■ **Exercise prompt**
Find the lines of data that contain the string "components", then list them.

■ **Dataset excerpt**
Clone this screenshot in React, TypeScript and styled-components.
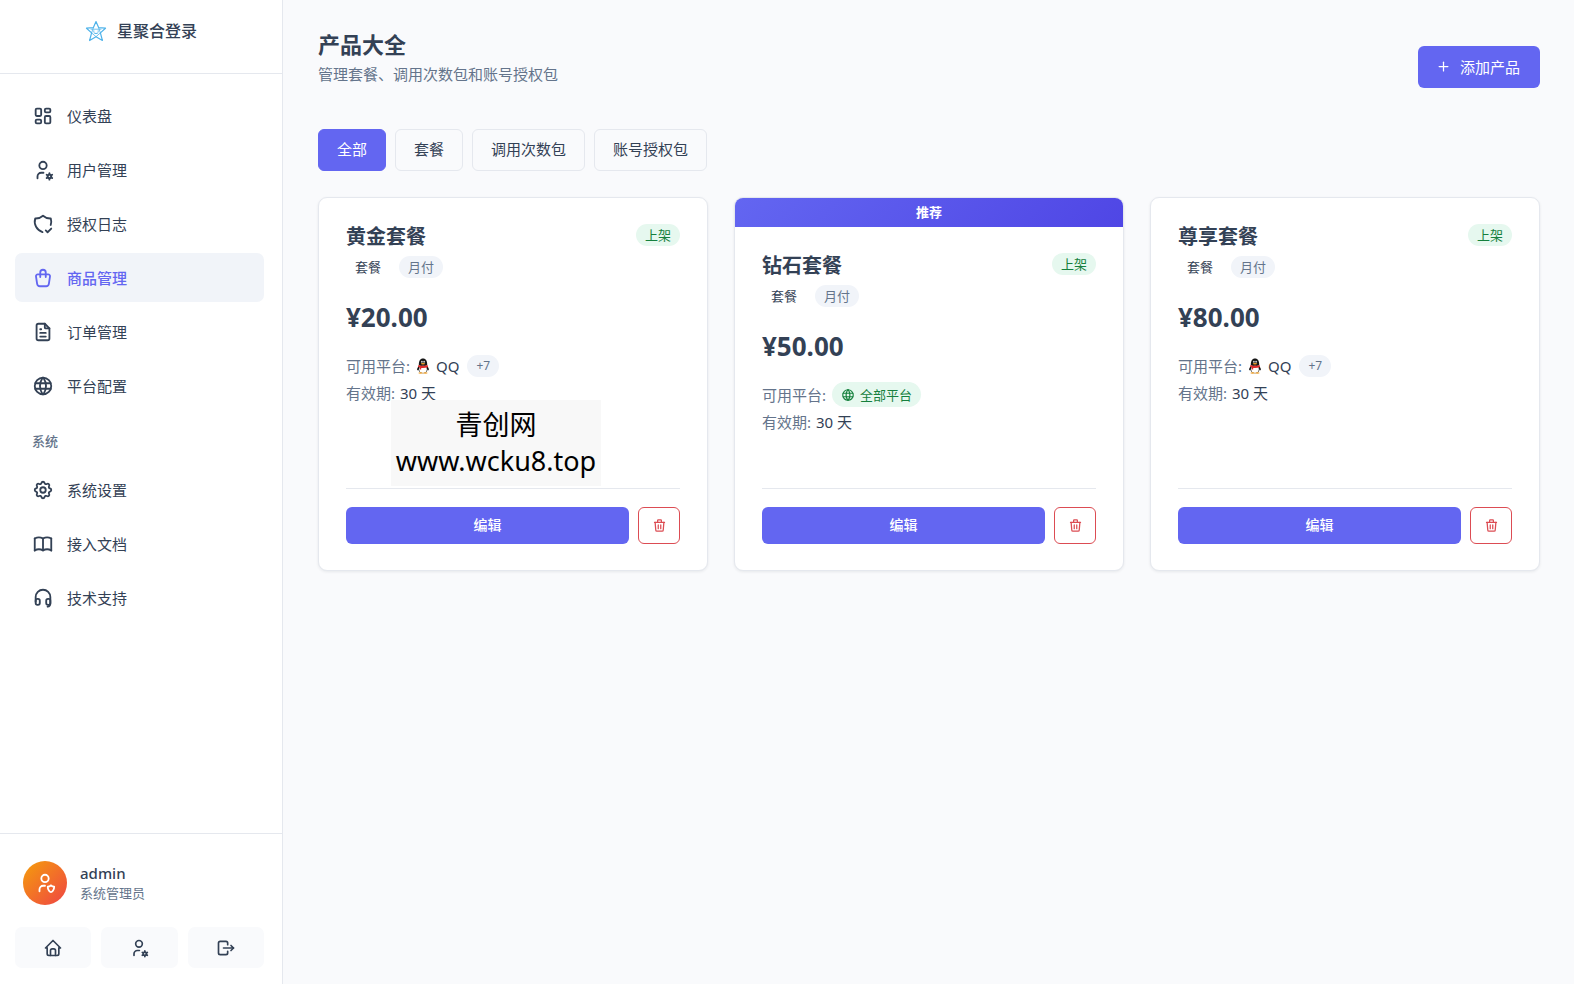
import React from "react";
import styled, { createGlobalStyle, css } from "styled-components";
import {
  TbBook,
  TbFileText,
  TbHome,
  TbLogout,
  TbPlus,
  TbSettings,
  TbShieldCheck,
  TbShoppingBag,
  TbTrash,
  TbUserCog,
  TbUserShield,
  TbWorld,
} from "react-icons/tb";

const color = {
  primary: "#6366f1",
  primaryDark: "#4f46e5",
  page: "#f9fafc",
  surface: "#ffffff",
  muted: "#f1f4f9",
  border: "#e5e8ee",
  text: "#334155",
  textSoft: "#64748b",
  danger: "#dc4c53",
  green: "#15803d",
  greenSoft: "#e6f8ef",
};

const GlobalStyle = createGlobalStyle`
  *, *::before, *::after { box-sizing: border-box; }
  body {
    margin: 0;
    background: ${color.page};
    color: ${color.text};
    font-family: "Noto Sans", "Noto Sans CJK SC", sans-serif;
    font-size: 15px;
    line-height: 22px;
  }
  button { font: inherit; cursor: pointer; }
  h1, h2, p, ul { margin: 0; padding: 0; }
  ul { list-style: none; }
  svg { flex: none; display: block; }
`;

const Shell = styled.div`
  display: flex;
  min-height: 100vh;
`;

const Sidebar = styled.aside`
  position: sticky;
  top: 0;
  display: flex;
  flex-direction: column;
  flex: none;
  width: 283px;
  height: 100vh;
  background: ${color.surface};
  border-right: 1px solid ${color.border};
`;

const Brand = styled.a`
  display: flex;
  justify-content: center;
  align-items: center;
  gap: 10px;
  padding: 19px 0 30px;
  border-bottom: 1px solid ${color.border};
  color: ${color.text};
  font-size: 16px;
  font-weight: 500;
  line-height: 24px;
  text-decoration: none;
`;

const Nav = styled.nav`
  flex: 1;
  padding: 17px 18px 16px 15px;
  overflow-y: auto;
`;

const NavList = styled.ul`
  display: flex;
  flex-direction: column;
  gap: 5px;
`;

const NavHeading = styled.h2`
  margin: 22px 0 15px;
  padding-left: 17px;
  color: ${color.textSoft};
  font-size: 13px;
  font-weight: 500;
  line-height: 18px;
`;

const NavLink = styled.a<{ $active?: boolean }>`
  display: flex;
  align-items: center;
  gap: 13px;
  height: 49px;
  padding: 0 17px;
  border-radius: 7px;
  color: ${(p) => (p.$active ? color.primary : color.text)};
  background: ${(p) => (p.$active ? color.muted : "transparent")};
  font-weight: ${(p) => (p.$active ? 500 : 400)};
  text-decoration: none;
`;

const Account = styled.div`
  display: flex;
  flex-direction: column;
  gap: 22px;
  padding: 27px 18px 16px 15px;
  border-top: 1px solid ${color.border};
`;

const Profile = styled.div`
  display: flex;
  align-items: center;
  gap: 13px;
  padding-left: 8px;
`;

const Avatar = styled.div`
  display: grid;
  place-items: center;
  width: 44px;
  height: 44px;
  border-radius: 50%;
  color: #fff;
  background: linear-gradient(135deg, #f59e0b, #ef4444);
`;

const ProfileName = styled.p`
  font-weight: 500;
  line-height: 20px;
`;

const ProfileRole = styled.p`
  color: ${color.textSoft};
  font-size: 13px;
  line-height: 20px;
`;

const Shortcuts = styled.div`
  display: grid;
  grid-template-columns: repeat(3, 1fr);
  gap: 10px;
`;

const Shortcut = styled.button`
  display: grid;
  place-items: center;
  height: 41px;
  padding: 0;
  border: 0;
  border-radius: 7px;
  color: ${color.text};
  background: ${color.page};
`;

const Main = styled.main`
  flex: 1;
  min-width: 0;
  padding: 30px 34px 32px 35px;
`;

const PageHeader = styled.header`
  display: flex;
  justify-content: space-between;
  align-items: center;
  margin-bottom: 26px;
`;

const PageTitle = styled.h1`
  margin-bottom: 5px;
  font-size: 22px;
  font-weight: 700;
  line-height: 28px;
`;

const PageSubtitle = styled.p`
  margin-bottom: 18px;
  color: ${color.textSoft};
`;

const AddButton = styled.button`
  display: flex;
  align-items: center;
  gap: 9px;
  height: 42px;
  padding: 0 20px 0 18px;
  border: 0;
  border-radius: 6px;
  color: #fff;
  background: ${color.primary};
`;

const Filters = styled.div`
  display: flex;
  flex-wrap: wrap;
  gap: 9px;
  margin-bottom: 26px;
`;

const FilterButton = styled.button<{ $active?: boolean }>`
  height: 42px;
  padding: 0 18px 2px;
  border: 1px solid ${(p) => (p.$active ? color.primary : color.border)};
  border-radius: 6px;
  color: ${(p) => (p.$active ? "#fff" : color.text)};
  background: ${(p) => (p.$active ? color.primary : color.page)};
`;

const Grid = styled.div`
  display: grid;
  grid-template-columns: repeat(3, minmax(0, 1fr));
  gap: 26px;
`;

const Card = styled.article`
  position: relative;
  display: flex;
  flex-direction: column;
  border: 1px solid ${color.border};
  border-radius: 9px;
  background: ${color.surface};
  box-shadow: 0 1px 3px rgba(15, 23, 42, 0.08);
`;

const Ribbon = styled.div`
  border-radius: 8px 8px 0 0;
  color: #fff;
  background: linear-gradient(135deg, ${color.primary}, ${color.primaryDark});
  font-size: 13px;
  font-weight: 700;
  line-height: 29px;
  text-align: center;
`;

const CardBody = styled.div`
  display: flex;
  flex-direction: column;
  flex: 1;
  padding: 26px 27px;
`;

const CardHead = styled.div`
  display: flex;
  justify-content: space-between;
  align-items: flex-start;
`;

const CardTitle = styled.h2`
  margin-bottom: 6px;
  font-size: 20px;
  font-weight: 700;
  line-height: 26px;
`;

const Tags = styled.div`
  display: flex;
  gap: 9px;
`;

type Tone = "plain" | "gray" | "green";

const tones = {
  plain: css`
    color: ${color.text};
  `,
  gray: css`
    color: ${color.textSoft};
    background: ${color.muted};
  `,
  green: css`
    color: ${color.green};
    background: ${color.greenSoft};
  `,
};

const Tag = styled.span<{ $tone: Tone; $size?: "small" | "large" }>`
  display: inline-flex;
  align-items: center;
  gap: 5px;
  height: ${(p) => (p.$size === "large" ? 25 : 22)}px;
  padding: 0 9px;
  border-radius: 13px;
  font-size: ${(p) => (p.$size === "small" ? 12 : 13)}px;
  ${(p) => tones[p.$tone]}
`;

const Price = styled.p`
  margin: 23px 0 20px;
  font-size: 26px;
  font-weight: 700;
  line-height: 32px;
`;

const Details = styled.ul`
  display: flex;
  flex-direction: column;
  flex: 1;
  gap: 4px;
  min-height: 106px;
`;

const Detail = styled.li`
  display: flex;
  align-items: center;
  gap: 5px;
`;

const PlatformDetail = styled(Detail)`
  gap: 6px;
  height: 25px;
`;

const DetailLabel = styled.span`
  color: ${color.textSoft};
`;

const Platform = styled.span`
  display: inline-flex;
  align-items: center;
  gap: 6px;
  margin-right: 2px;
`;

const CardActions = styled.div`
  display: flex;
  gap: 9px;
  padding-top: 18px;
  border-top: 1px solid ${color.border};
`;

const EditButton = styled.button`
  flex: 1;
  height: 37px;
  padding: 0 0 2px;
  border: 0;
  border-radius: 6px;
  color: #fff;
  background: ${color.primary};
  font-size: 14px;
  font-weight: 500;
`;

const DeleteButton = styled.button`
  display: grid;
  place-items: center;
  width: 42px;
  height: 37px;
  padding: 0;
  border: 1px solid ${color.danger};
  border-radius: 6px;
  color: ${color.danger};
  background: ${color.surface};
`;

const Stamp = styled.div`
  position: absolute;
  top: 202px;
  left: 72px;
  width: 210px;
  height: 86px;
  padding-top: 7px;
  color: #000;
  background: #f8f8f8;
  font-size: 27px;
  line-height: 36px;
  text-align: center;
  white-space: nowrap;
`;

interface IconProps {
  size?: number;
}

function StarLogo() {
  return (
    <svg width="22" height="22" viewBox="0 0 22 22" fill="none" stroke="#4fb3ea" strokeLinejoin="round" strokeLinecap="round" aria-hidden="true">
      <path d="M11 1.500 13.600 7.600 20.500 8.200 15.400 12.900 17.400 20.500 11 16.700 4.600 20.500 6.600 12.900 1.500 8.200 8.400 7.600Z" strokeWidth="1.200" />
      <path d="M6 9.200 16 9.200M6.600 12.900 8.400 7.600M15.400 12.900 13.600 7.600M6.600 12.900 11 16.700 15.400 12.900" strokeWidth=".8" />
      <path d="M8.800 10.800v.6M13.200 10.800v.6M9 13q2 1.400 4 0" strokeWidth="1" />
    </svg>
  );
}

function DashboardIcon({ size = 22 }: IconProps) {
  return (
    <svg width={size} height={size} viewBox="0 0 24 24" fill="none" stroke="currentColor" strokeWidth="2" aria-hidden="true">
      <rect x="4" y="4" width="6" height="8" rx="1.300" />
      <rect x="4" y="16" width="6" height="4" rx="1.300" />
      <rect x="14" y="4" width="6" height="4" rx="1.300" />
      <rect x="14" y="12" width="6" height="8" rx="1.300" />
    </svg>
  );
}

function HeadphonesIcon({ size = 22 }: IconProps) {
  return (
    <svg width={size} height={size} viewBox="0 0 24 24" fill="none" stroke="currentColor" strokeWidth="2" strokeLinecap="round" aria-hidden="true">
      <path d="M4 16v-5a8 8 0 0 1 16 0v7c0 2-1.200 3.200-3 3.500" />
      <rect x="4" y="13" width="4.500" height="6.500" rx="2" />
      <rect x="15.500" y="13" width="4.500" height="6.500" rx="2" />
    </svg>
  );
}

function QQIcon() {
  return (
    <svg width="14" height="16" viewBox="0 0 14 16" aria-hidden="true">
      <path d="M3 8C1.600 9.400.7 11.200 1.300 12.200c.4.4 1-.2 1.500-.9h8.400c.5.7 1.100 1.300 1.500.9.6-1-.3-2.800-1.700-4.200Z" fill="#161616" />
      <ellipse cx="7" cy="11" rx="4.700" ry="4.200" fill="#161616" />
      <ellipse cx="7" cy="11.200" rx="3.800" ry="3.700" fill="#fff" />
      <ellipse cx="4.600" cy="15" rx="2.200" ry=".8" fill="#f2a32c" />
      <ellipse cx="9.400" cy="15" rx="2.200" ry=".8" fill="#f2a32c" />
      <path d="M2.800 7.400C2.600 3 4.200.6 7 .6s4.400 2.400 4.200 6.800Z" fill="#161616" />
      <ellipse cx="5.900" cy="3.800" rx=".7" ry="1" fill="#fff" />
      <ellipse cx="8.100" cy="3.800" rx=".7" ry="1" fill="#fff" />
      <ellipse cx="7" cy="5.700" rx="2.200" ry=".7" fill="#f2a32c" />
      <path d="M2.500 6.900q4.500 1.800 9 0l.5 2q-2.500 1-5 1.100-1 0-1.800-.1v1.700H3.900V9.600l-1.900-.9Z" fill="#e02a2a" />
    </svg>
  );
}

interface NavEntry {
  label: string;
  icon: React.ComponentType<IconProps>;
  active?: boolean;
}

const mainNav: NavEntry[] = [
  { label: "仪表盘", icon: DashboardIcon },
  { label: "用户管理", icon: TbUserCog },
  { label: "授权日志", icon: TbShieldCheck },
  { label: "商品管理", icon: TbShoppingBag, active: true },
  { label: "订单管理", icon: TbFileText },
  { label: "平台配置", icon: TbWorld },
];

const systemNav: NavEntry[] = [
  { label: "系统设置", icon: TbSettings },
  { label: "接入文档", icon: TbBook },
  { label: "技术支持", icon: HeadphonesIcon },
];

const shortcuts: NavEntry[] = [
  { label: "首页", icon: TbHome },
  { label: "账号设置", icon: TbUserCog },
  { label: "退出登录", icon: TbLogout },
];

const filters = ["全部", "套餐", "调用次数包", "账号授权包"];

interface Product {
  name: string;
  price: string;
  featured?: boolean;
  stamped?: boolean;
}

const products: Product[] = [
  { name: "黄金套餐", price: "¥20.00", stamped: true },
  { name: "钻石套餐", price: "¥50.00", featured: true },
  { name: "尊享套餐", price: "¥80.00" },
];

function NavItems({ entries }: { entries: NavEntry[] }) {
  return (
    <NavList>
      {entries.map(({ label, icon: Icon, active }) => (
        <li key={label}>
          <NavLink href="#" $active={active} aria-current={active ? "page" : undefined}>
            <Icon size={22} />
            {label}
          </NavLink>
        </li>
      ))}
    </NavList>
  );
}

function ProductCard({ name, price, featured, stamped }: Product) {
  return (
    <Card>
      {featured && <Ribbon>推荐</Ribbon>}
      <CardBody>
        <CardHead>
          <div>
            <CardTitle>{name}</CardTitle>
            <Tags>
              <Tag $tone="plain">套餐</Tag>
              <Tag $tone="gray">月付</Tag>
            </Tags>
          </div>
          <Tag $tone="green">上架</Tag>
        </CardHead>
        <Price>{price}</Price>
        <Details>
          <PlatformDetail>
            <DetailLabel>可用平台:</DetailLabel>
            {featured ? (
              <Tag $tone="green" $size="large">
                <TbWorld size={14} />
                全部平台
              </Tag>
            ) : (
              <>
                <Platform>
                  <QQIcon />
                  QQ
                </Platform>
                <Tag $tone="gray" $size="small">+7</Tag>
              </>
            )}
          </PlatformDetail>
          <Detail>
            <DetailLabel>有效期:</DetailLabel>
            30 天
          </Detail>
        </Details>
        <CardActions>
          <EditButton type="button">编辑</EditButton>
          <DeleteButton type="button" aria-label="删除">
            <TbTrash size={15} />
          </DeleteButton>
        </CardActions>
      </CardBody>
      {stamped && (
        <Stamp>
          <p>青创网</p>
          <p>www.wcku8.top</p>
        </Stamp>
      )}
    </Card>
  );
}

export default function App() {
  return (
    <>
      <GlobalStyle />
      <Shell>
        <Sidebar>
          <Brand href="#">
            <StarLogo />
            星聚合登录
          </Brand>
          <Nav>
            <NavItems entries={mainNav} />
            <NavHeading>系统</NavHeading>
            <NavItems entries={systemNav} />
          </Nav>
          <Account>
            <Profile>
              <Avatar>
                <TbUserShield size={22} />
              </Avatar>
              <div>
                <ProfileName>admin</ProfileName>
                <ProfileRole>系统管理员</ProfileRole>
              </div>
            </Profile>
            <Shortcuts>
              {shortcuts.map(({ label, icon: Icon }) => (
                <Shortcut key={label} type="button" aria-label={label}>
                  <Icon size={20} />
                </Shortcut>
              ))}
            </Shortcuts>
          </Account>
        </Sidebar>
        <Main>
          <PageHeader>
            <div>
              <PageTitle>产品大全</PageTitle>
              <PageSubtitle>管理套餐、调用次数包和账号授权包</PageSubtitle>
            </div>
            <AddButton type="button">
              <TbPlus size={15} />
              添加产品
            </AddButton>
          </PageHeader>
          <Filters>
            {filters.map((label, i) => (
              <FilterButton key={label} type="button" $active={i === 0} aria-pressed={i === 0}>
                {label}
              </FilterButton>
            ))}
          </Filters>
          <Grid>
            {products.map((product) => (
              <ProductCard key={product.name} {...product} />
            ))}
          </Grid>
        </Main>
      </Shell>
    </>
  );
}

■ **Answer in full**
Clone this screenshot in React, TypeScript and styled-components.
import styled, { createGlobalStyle, css } from "styled-components";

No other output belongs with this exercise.